Sementara proses pengadilan berlangsung, travel ban ini masih ditangguhkan pelaksanaannya dan warga keenam negara tersebut masih boleh datang ke AS sepanjang memiliki visa. Meski demikian dampak psikologisnya telah dirasakan banyak pihak, termasuk Rosa dan Ima. Sebagai Istri Duta Besar yang menganggap Washington, DC sebagai rumahnya selama 2010 - 2013, Rosa menyesalkan retorika negatif yang menurutnya tidak mencerminkan Amerika yang ia kenal. Ia menyatakan harus banyak menjelaskan kepada ketiga anaknya yang meski baru berusia antara 9 hingga 11 tahun mempertanyakan apakah mereka sebagai Muslim masih bisa berkunjung ke AS. Menurutnya banyak teman-temannya di Indonesia yang menjadi khawatir dan ragu mengirimkan anak-anak kuliah ke AS dan akhirnya memilih Inggris atau Australia.

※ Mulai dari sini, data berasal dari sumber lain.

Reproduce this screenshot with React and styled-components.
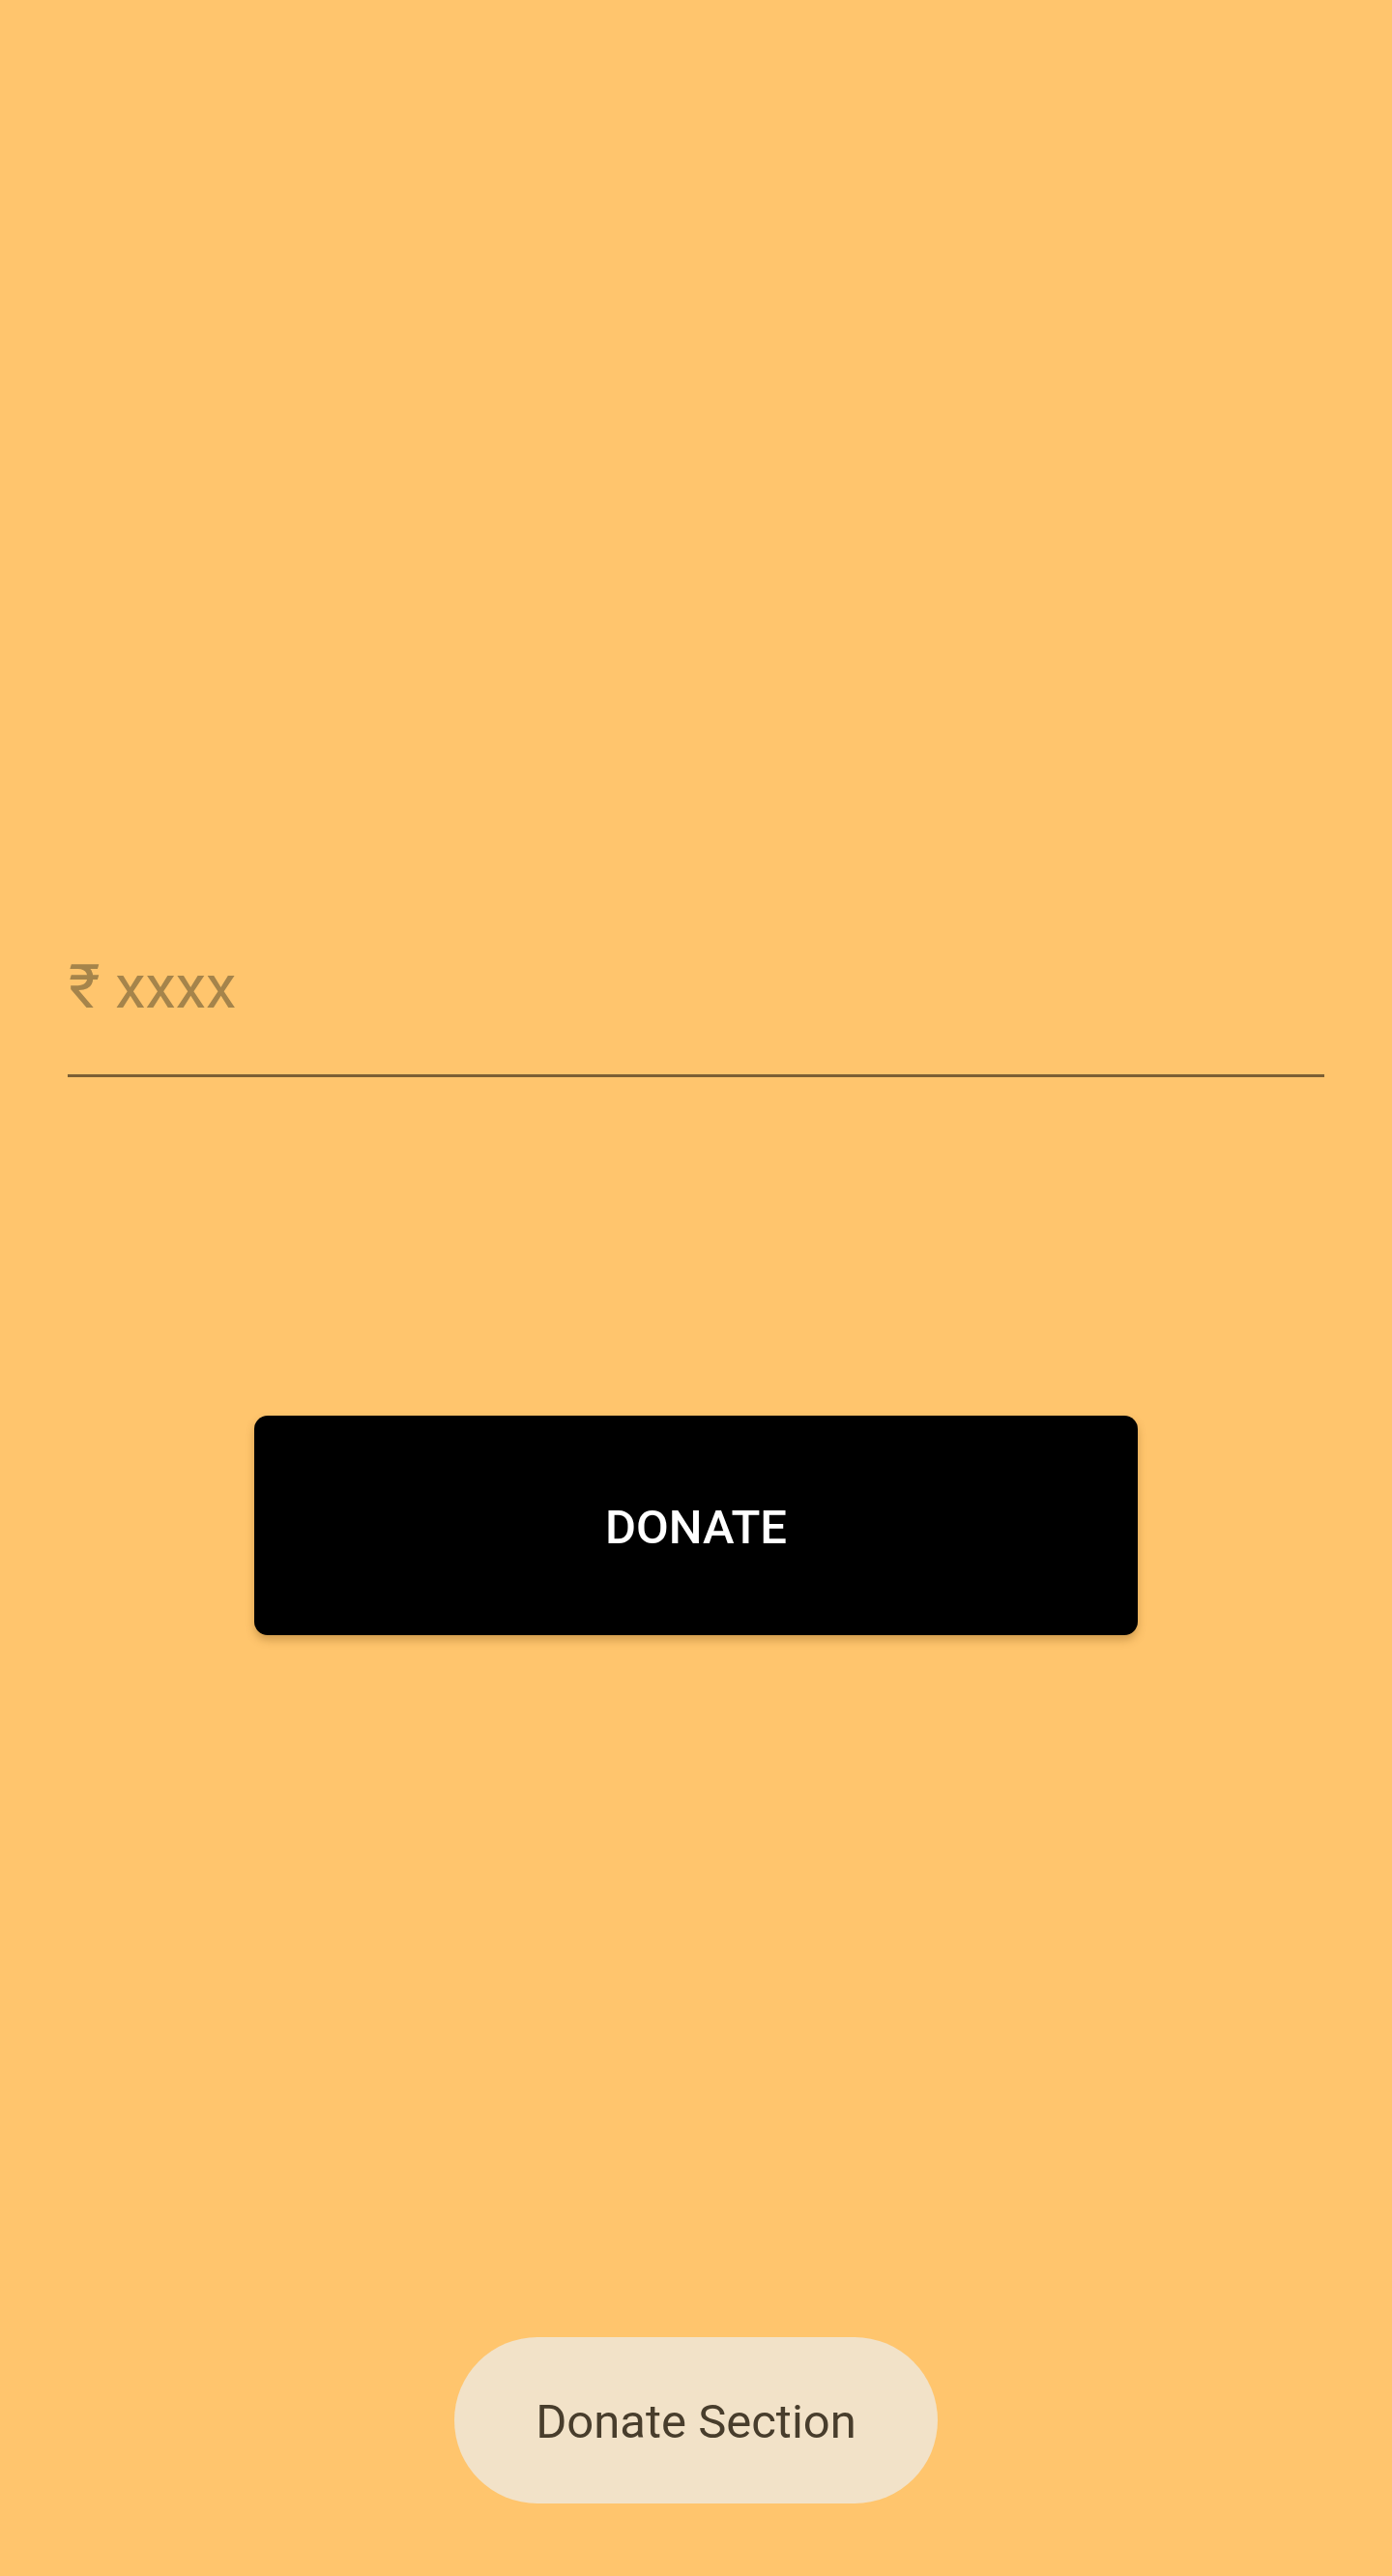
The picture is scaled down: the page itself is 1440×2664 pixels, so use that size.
import React from 'react'
import styled, { createGlobalStyle } from 'styled-components';

const GlobalStyle = createGlobalStyle`
  html, body {
    margin: 0;
    padding: 0;
    background: #ffc56d;
  }
  * { box-sizing: border-box; }
`;

function App() {
  return <Screen>
    <GlobalStyle />
    <Field>
      <AmountInput type="text" placeholder="₹ xxxx" />
    </Field>
    <ButtonRow>
      <DonateButton>DONATE</DonateButton>
    </ButtonRow>
    <Toast>Donate Section</Toast>
  </Screen>
}

const Screen = styled.div`
  min-height: 2664px;
  display: flex;
  flex-direction: column;
  align-items: stretch;
  padding: 984px 70px 75px;
  font-family: Roboto, "Liberation Sans", sans-serif;
`;

const Field = styled.div`
  display: flex;
  padding-bottom: 53px;
  border-bottom: 3.5px solid #7b5f34;
`;

const AmountInput = styled.input`
  flex: 1;
  border: none;
  outline: none;
  background: transparent;
  padding: 0 0 0 1px;
  margin: 0;
  height: 74px;
  font-family: Roboto, "DejaVu Sans", sans-serif;
  font-size: 63px;
  line-height: 74px;
  color: #3a2c14;

  &::placeholder {
    color: #a5844b;
  }
`;

const ButtonRow = styled.div`
  display: flex;
  justify-content: center;
  margin-top: 350px;
`;

const DonateButton = styled.button`
  width: 914px;
  height: 227px;
  padding: 4px 0 0;
  border: none;
  border-radius: 14px;
  background: #000;
  color: #fff;
  font-family: Roboto, "Liberation Sans", sans-serif;
  font-weight: 500;
  font-size: 49px;
  letter-spacing: 0;
  box-shadow: 0 5px 9px rgba(120, 80, 20, 0.35);
  cursor: pointer;
`;

const Toast = styled.div`
  margin-top: auto;
  align-self: center;
  width: 500px;
  height: 172px;
  padding-top: 3px;
  border-radius: 86px;
  background: #f2e2c8;
  color: #483d2c;
  font-size: 49px;
  display: flex;
  align-items: center;
  justify-content: center;
`;

export default App;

Namun masih ada yang disyukurinya, yaitu pertemanannya dengan warga Amerika yang tidak berubah, bahkan dengan para istri anggota Kongres Partai Republik sekalipun yang menurutnya selalu mendukung berbagai kegiatannya sejak menjadi ketua Muslim Women’s Association hingga sekarang.
Sementara Ima untuk sekarang ini akan tetap menangguhkan kunjungan meski rekannya di kedutaan besar AS berusaha meyakinkannya bahwa "it’s not that bad." Apalagi kini dengan adanya larangan bagi penumpang yang berasal atau transit dari bandara sejumlah negara Timur Tengah dan Afrika untuk membawa alat elektronik kecuali ponsel di kabin pesawat, bertambah lagi alasan bagi Ima untuk tidak ke AS. Ia memahami berbagai langkah ini memang sesuai dengan janji kampanye Trump untuk selalu mengedepankan Amerika. Namun ia memperingatkan agar jangan sampai “America First” menjadi “America Alone”.